Competition for this year's award was particularly strong, and all the novels on the shortlist include:

KIL'N PEOPLE
by David Brin

LIGHT
by M. John Harrison

THE SCAR
by China Miéville

SPEED OF DARK
by Elizabeth Moon

THE SEPARATION
by Christopher Priest

THE YEARS OF RICE AND SALT
by Kim Stanley Robinson

Harrison, Miéville, Moon and Priest were all at the ceremony at the Science Museum, London, on Saturday 17th May, among with some 200 guests including former Clarke Award winners and shortlisted authors such as Paul McAuley, Pat Cadigan, Geoff Ryman, Adam Roberts, James Lovegrove, Jon Courtenay Grimwood and Josephine Saxton.

The judges for this year's award were:

Tony Cullen and Iain Emsley for the BSFA; Paul McAuley and Liz Sourbut for the Science Fiction Foundation, and Doug Millard for the Science Museum.

Submissions are now being invited for the 2004 Arthur C Clarke Award, where the judges will be: Iain Emsley and Carol Ann Kerry-Green for the BSFA, Mark Bould and Geoff Ryman for the Science Fiction Foundation, and Dave Palmer for the Science Museum.

We took a vote here at the 'Nest, and we reckon China Miéville's 'The Scar' was the best novel on the list by far - but it fell too far into the fantasy camp to get to first base (or arguably to have been included in the first place).

The Separation - by many fan's definition - barely scrapes in as SF though. It's really a literary novel with a slight parallel reality twist - a world where the UK and Germany signed a peace treaty in 1941.

While a peace in this year wasn't impossible, the armistice includes relocating all the jews from German-occupied Europe to Madagascar where they can live peacefully in a proto-Israel state.

Given Hitler's attitude towards the jews, this reads like a bit of a kludge; kind of an unlikely tidy up to answer the obvious question: "oh, but if there was an honorable peace between the UK and Germany, what would have happened to all the jews and the left wingers and the gays?"

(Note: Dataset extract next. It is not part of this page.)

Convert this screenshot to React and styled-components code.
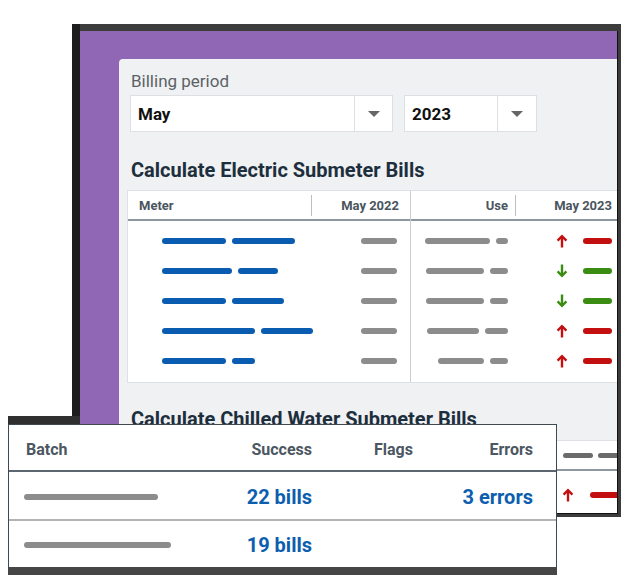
import React from "react";
import styled, { createGlobalStyle } from "styled-components";

const GlobalStyle = createGlobalStyle`
  html, body {
    margin: 0;
    padding: 0;
    background: #fff;
  }
  body {
    font-family: Roboto, "Liberation Sans", Arial, sans-serif;
  }
`;

const Stage = styled.div`
  position: relative;
  width: 621px;
  height: 587px;
  overflow: hidden;
  background: #fff;
`;

/* back window: dark frame, purple chrome, light panel */
const Window = styled.div`
  margin: 24px 0 0 72px;
  width: 549px;
  box-sizing: border-box;
  background: #3c3c3c;
  border-left: 8px solid #1d1d1d;
  padding: 7px 3px 3px 0;
`;

const Chrome = styled.div`
  background: #9067b4;
  padding: 28px 0 0 39px;
  border-right: 1px solid #111;
  border-bottom: 1px solid #111;
`;

const Panel = styled.div`
  height: 454px;
  box-sizing: border-box;
  background: #f0f1f3;
  border-top-left-radius: 4px;
  padding: 12px 0 0 8px;
  overflow: hidden;
`;

const Label = styled.div`
  margin-left: 4px;
  font-size: 17px;
  line-height: 20px;
  color: #5c6166;
`;

const Selects = styled.div`
  display: flex;
  gap: 11px;
  margin: 4px 0 0 3px;
`;

const Select = styled.div`
  display: flex;
  width: ${p => p.$w}px;
  height: 37px;
  box-sizing: border-box;
  background: #fff;
  border: 1px solid #dcdfe3;
`;

const SelectValue = styled.div`
  flex: 1;
  display: flex;
  align-items: center;
  padding-left: 7px;
  font-size: 17px;
  font-weight: 700;
  color: #111;
`;

const SelectArrow = styled.div`
  flex: none;
  width: ${p => p.$w}px;
  display: flex;
  align-items: center;
  justify-content: center;
  border-left: 1px solid #dcdfe3;

  &::after {
    content: "";
    border-left: 6px solid transparent;
    border-right: 6px solid transparent;
    border-top: 6px solid #666;
  }
`;

const Heading = styled.h2`
  margin: ${p => p.$top}px 0 0 4px;
  font-size: 20px;
  line-height: 24px;
  font-weight: 700;
  color: #1d2f3d;
  white-space: nowrap;
`;

const Table = styled.div`
  display: flex;
  width: ${p => (p.$w ? `${p.$w}px` : "auto")};
  flex: none;
  margin-top: ${p => p.$top}px;
  background: #fff;
  border: 1px solid #dde0e4;
  border-right: none;
`;

const Half = styled.div`
  flex: ${p => (p.$w ? "none" : 1)};
  width: ${p => (p.$w ? `${p.$w}px` : "auto")};
  border-left: ${p => (p.$divider ? "1px solid #c9ced3" : "none")};
`;

const HeadRow = styled.div`
  display: grid;
  grid-template-columns: ${p => p.$cols};
  align-items: center;
  height: 28px;
  border-bottom: 2px solid #8e979f;
`;

const HeadCell = styled.div`
  height: 21px;
  display: flex;
  align-items: center;
  justify-content: ${p => (p.$right ? "flex-end" : "flex-start")};
  gap: 5px;
  padding: 0 ${p => p.$pr || 0}px 0 ${p => p.$pl || 0}px;
  border-left: ${p => (p.$sep ? "1px solid #b9bfc5" : "none")};
  font-size: 13px;
  font-weight: 700;
  color: #4a5560;
  white-space: nowrap;
`;

const Body = styled.div`
  padding: ${p => p.$pad};
`;

const Row = styled.div`
  display: grid;
  grid-template-columns: ${p => p.$cols};
  align-items: center;
  height: 30px;
`;

const Cell = styled.div`
  display: flex;
  align-items: center;
  justify-content: ${p => (p.$right ? "flex-end" : "flex-start")};
  gap: ${p => (p.$gap != null ? p.$gap : 6)}px;
  padding: 0 ${p => p.$pr || 0}px 0 ${p => p.$pl || 0}px;
  white-space: nowrap;
`;

const Bar = styled.span`
  flex: none;
  display: block;
  width: ${p => p.$w}px;
  height: ${p => p.$h || 6}px;
  border-radius: 3px;
  background: ${p => p.$c};
`;

/* front batch card */
const BatchCard = styled.div`
  position: absolute;
  left: 8px;
  top: 424px;
  width: 549px;
  box-sizing: border-box;
  background: #fff;
  border: 1px solid #3e4952;
  border-bottom: 8px solid #464646;
`;

const CardTab = styled.div`
  position: absolute;
  left: -1px;
  top: -9px;
  width: 72px;
  height: 8px;
  background: #2f2f2f;
`;

const BatchRow = styled.div`
  display: grid;
  grid-template-columns: 191px 112px 128px 93px 1fr;
  align-items: center;
  height: ${p => p.$h}px;
  border-bottom: ${p => p.$line || "none"};
`;

const BatchHead = styled.div`
  padding: 3px 0 0 ${p => p.$pl || 0}px;
  text-align: ${p => (p.$right ? "right" : "left")};
  font-size: 16px;
  font-weight: 700;
  color: #4c5762;
  white-space: nowrap;
`;

const BatchValue = styled.div`
  padding: 2px 0 0 ${p => p.$pl || 0}px;
  text-align: ${p => (p.$right ? "right" : "left")};
  font-size: 20px;
  font-weight: 700;
  color: #0d5eae;
  white-space: nowrap;
`;

const BatchBar = styled.div`
  padding: 2px 0 0 15px;
`;

const BLUE = "#0a5cb0";
const GRAY = "#8c8c8c";
const DARKGRAY = "#6b6b6b";
const RED = "#c30f0f";
const GREEN = "#3a8c12";

function Arrow({ dir }) {
  const color = dir === "up" ? RED : GREEN;
  return (
    <svg width="12" height="14" viewBox="0 0 12 14" style={{ flex: "none" }}>
      <g
        transform={dir === "up" ? undefined : "rotate(180 6 7)"}
        fill="none"
        stroke={color}
        strokeWidth="2.4"
      >
        <path d="M6 13.5V2.2" />
        <path d="M1.6 6.6L6 2.2l4.4 4.4" />
      </g>
    </svg>
  );
}

const meterRows = [
  { meter: [64, 63], prev: 36, use: [65, 12], dir: "up" },
  { meter: [70, 40], prev: 36, use: [58, 18], dir: "down" },
  { meter: [64, 52], prev: 36, use: [58, 18], dir: "down" },
  { meter: [93, 52], prev: 36, use: [52, 23], dir: "up" },
  { meter: [64, 23], prev: 36, use: [46, 18], dir: "up" }
];

const chilledRows = [
  { meter: [70, 52], prev: 36, use: [60, 18], dir: "up" },
  { meter: [64, 40], prev: 36, use: [52, 18], dir: "up" }
];

const LEFT_COLS = "183px 99px";
const RIGHT_COLS = "104px 1fr";
const RIGHT_COLS_2 = "142px 1fr";

function ElectricTable() {
  return (
    <Table $top={8}>
      <Half $w={282}>
        <HeadRow $cols={LEFT_COLS}>
          <HeadCell $pl={11}>Meter</HeadCell>
          <HeadCell $sep $right $pr={11}>
            May 2022
          </HeadCell>
        </HeadRow>
        <Body $pad="5px 0 6px">
          {meterRows.map((r, i) => (
            <Row key={i} $cols={LEFT_COLS}>
              <Cell $pl={34}>
                <Bar $w={r.meter[0]} $c={BLUE} />
                <Bar $w={r.meter[1]} $c={BLUE} />
              </Cell>
              <Cell $right $pr={13}>
                <Bar $w={r.prev} $c={GRAY} />
              </Cell>
            </Row>
          ))}
        </Body>
      </Half>
      <Half $divider>
        <HeadRow $cols={RIGHT_COLS}>
          <HeadCell $right $pr={7}>
            Use
          </HeadCell>
          <HeadCell $sep $right $pr={5}>
            May 2023
          </HeadCell>
        </HeadRow>
        <Body $pad="5px 0 6px">
          {meterRows.map((r, i) => (
            <Row key={i} $cols={RIGHT_COLS}>
              <Cell $right $pr={7}>
                <Bar $w={r.use[0]} $c={GRAY} />
                <Bar $w={r.use[1]} $c={GRAY} />
              </Cell>
              <Cell $pl={41} $gap={15}>
                <Arrow dir={r.dir} />
                <Bar $w={29} $c={r.dir === "up" ? RED : GREEN} />
              </Cell>
            </Row>
          ))}
        </Body>
      </Half>
    </Table>
  );
}

function ChilledTable() {
  return (
    <Table $top={9} $w={520}>
      <Half $w={282}>
        <HeadRow $cols={LEFT_COLS}>
          <HeadCell $pl={11}>
            <Bar $w={40} $h={5} $c={DARKGRAY} />
          </HeadCell>
          <HeadCell $sep $right $pr={11}>
            <Bar $w={30} $h={5} $c={DARKGRAY} />
            <Bar $w={30} $h={5} $c={DARKGRAY} />
          </HeadCell>
        </HeadRow>
        <Body $pad="9px 0 6px">
          {chilledRows.map((r, i) => (
            <Row key={i} $cols={LEFT_COLS}>
              <Cell $pl={34}>
                <Bar $w={r.meter[0]} $c={BLUE} />
                <Bar $w={r.meter[1]} $c={BLUE} />
              </Cell>
              <Cell $right $pr={13}>
                <Bar $w={r.prev} $c={GRAY} />
              </Cell>
            </Row>
          ))}
        </Body>
      </Half>
      <Half $divider>
        <HeadRow $cols={RIGHT_COLS_2}>
          <HeadCell $right $pr={7}>
            <Bar $w={24} $h={5} $c={DARKGRAY} />
          </HeadCell>
          <HeadCell $pl={10}>
            <Bar $w={30} $h={5} $c={DARKGRAY} />
            <Bar $w={30} $h={5} $c={DARKGRAY} />
          </HeadCell>
        </HeadRow>
        <Body $pad="9px 0 6px">
          {chilledRows.map((r, i) => (
            <Row key={i} $cols={RIGHT_COLS_2}>
              <Cell $right $pr={7}>
                <Bar $w={r.use[0]} $c={GRAY} />
                <Bar $w={r.use[1]} $c={GRAY} />
              </Cell>
              <Cell $pl={9} $gap={16}>
                <Arrow dir={r.dir} />
                <Bar $w={40} $c={RED} />
              </Cell>
            </Row>
          ))}
        </Body>
      </Half>
    </Table>
  );
}

function BillingWindow() {
  return (
    <Window>
      <Chrome>
        <Panel>
          <Label>Billing period</Label>
          <Selects>
            <Select $w={263}>
              <SelectValue>May</SelectValue>
              <SelectArrow $w={37} />
            </Select>
            <Select $w={133}>
              <SelectValue>2023</SelectValue>
              <SelectArrow $w={38} />
            </Select>
          </Selects>
          <Heading $top={26}>Calculate Electric Submeter Bills</Heading>
          <ElectricTable />
          <Heading $top={24}>Calculate Chilled Water Submeter Bills</Heading>
          <ChilledTable />
        </Panel>
      </Chrome>
    </Window>
  );
}

function BatchTable() {
  return (
    <BatchCard>
      <CardTab />
      <BatchRow $h={45} $line="2px solid #5b6670">
        <BatchHead $pl={17}>Batch</BatchHead>
        <BatchHead $right>Success</BatchHead>
        <BatchHead $pl={62}>Flags</BatchHead>
        <BatchHead $right>Errors</BatchHead>
      </BatchRow>
      <BatchRow $h={47} $line="2px solid #b3b3b3">
        <BatchBar>
          <Bar $w={134} $c={GRAY} />
        </BatchBar>
        <BatchValue $right>22 bills</BatchValue>
        <div />
        <BatchValue $right>3 errors</BatchValue>
      </BatchRow>
      <BatchRow $h={46}>
        <BatchBar>
          <Bar $w={147} $c={GRAY} />
        </BatchBar>
        <BatchValue $right>19 bills</BatchValue>
        <div />
        <div />
      </BatchRow>
    </BatchCard>
  );
}

export default function App() {
  return (
    <Stage>
      <GlobalStyle />
      <BillingWindow />
      <BatchTable />
    </Stage>
  );
}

The horrifying answer in Robert Harris's Fatherland, where the ex-U-boat commander turned policeman stumbles across broken skulls in a forest in a 1960s and throws up as he realizes what happened in his Nazi-ruled continent is probably a counterfactual slightly truer to the timeline, methinks.

The Separation is a story about two twins in world war two, one a pacifist, the other a pilot, and the main theme seems to be about the unreliability of memory looking back.

It's very well written, mind, and makes lots of plays about what might or might not be real, wheeling out a roster of doubles, impostors and mistaken identity for the twins, all cloaking the plot with the weary mist of illusion.

All in all, a very British science fiction novel for a peculiarly British science fiction award.